Chapter 11: Monte Carlo Methods

Learning objectives

Implement first-visit Monte Carlo prediction: estimate \(V^\pi(s)\) by averaging returns from the first time \(s\) is visited in each episode.
Use a Gym/Gymnasium blackjack environment and a fixed policy (stick on 20/21, else hit).
Interpret value estimates for key states (e.g. usable ace, dealer showing 10).

Concept and real-world RL

Monte Carlo (MC) methods estimate value functions from experience: run episodes under a policy, compute the return from each state (or state-action), and average those returns. First-visit MC uses only the first time each state appears in an episode; every-visit MC uses every visit. No model (transition probabilities) is needed—only sample trajectories. In RL, MC is used when we can get full episodes (e.g. games, episodic tasks) and want simple, unbiased estimates. Game AI is a natural fit: blackjack has a small state space (player sum, dealer card, usable ace), stochastic transitions (card draws), and a clear “stick or hit” policy to evaluate. The same idea applies to evaluating a fixed strategy in any episodic game—we run many episodes and average the returns from each state.
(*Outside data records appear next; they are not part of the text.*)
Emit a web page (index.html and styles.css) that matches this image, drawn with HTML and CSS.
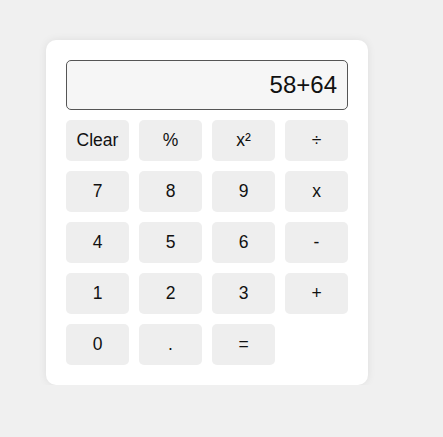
FILE: index.html
```html
<!DOCTYPE html>
<html>
<head>
<meta charset="utf-8">
<link rel="stylesheet" href="styles.css">
</head>
<body>
<div class="calc">
  <div class="display">58+64</div>
  <div class="keys">
    <button class="key">Clear</button>
    <button class="key">%</button>
    <button class="key">x²</button>
    <button class="key">÷</button>
    <button class="key">7</button>
    <button class="key">8</button>
    <button class="key">9</button>
    <button class="key">x</button>
    <button class="key">4</button>
    <button class="key">5</button>
    <button class="key">6</button>
    <button class="key">-</button>
    <button class="key">1</button>
    <button class="key">2</button>
    <button class="key">3</button>
    <button class="key">+</button>
    <button class="key">0</button>
    <button class="key">.</button>
    <button class="key">=</button>
  </div>
</div>
</body>
</html>
```
FILE: styles.css
```css
html, body {
  margin: 0;
  padding: 0;
  background: #f0f0f0;
  font-family: "Liberation Sans", Arial, sans-serif;
}
body {
  padding: 40px 0 0 46px;
}
.calc {
  width: 282px;
  padding: 20px;
  background: #fff;
  border-radius: 10px;
  box-shadow: 0 0 8px rgba(0,0,0,0.08);
}
.display {
  box-sizing: border-box;
  height: 50px;
  border: 1px solid #555;
  border-radius: 5px;
  background: #f6f6f6;
  font-size: 24px;
  color: #111;
  text-align: right;
  line-height: 48px;
  padding-right: 10px;
  margin-bottom: 10px;
}
.keys {
  display: grid;
  grid-template-columns: repeat(4, 63px);
  grid-auto-rows: 41px;
  gap: 10px;
}
.key {
  border: none;
  border-radius: 5px;
  background: #eeeeee;
  font-family: "Liberation Sans", Arial, sans-serif;
  font-size: 17.5px;
  color: #111;
  padding: 0;
}
```
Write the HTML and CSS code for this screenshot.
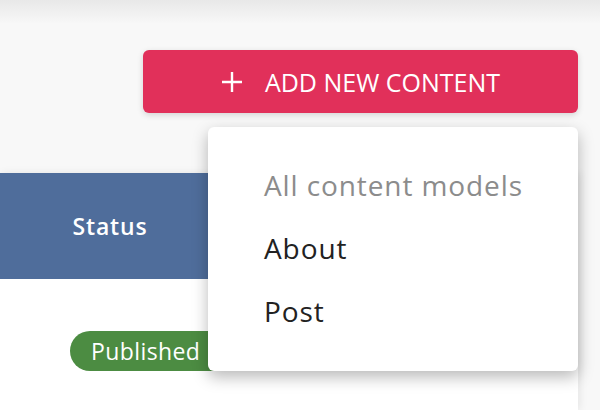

Where you see this in practice: MC prediction is used to evaluate policies in card games, board games, and simulators where we can run full episodes. It is a building block for MC control and appears in benchmarking and policy evaluation in industry.

Illustration (first-visit returns): For one episode, the return from the first time each state is visited is averaged over many episodes to get \(V^\pi(s)\). The chart below shows example value estimates for three blackjack states (player sum 18, 19, 20; dealer 6; no usable ace) after many episodes.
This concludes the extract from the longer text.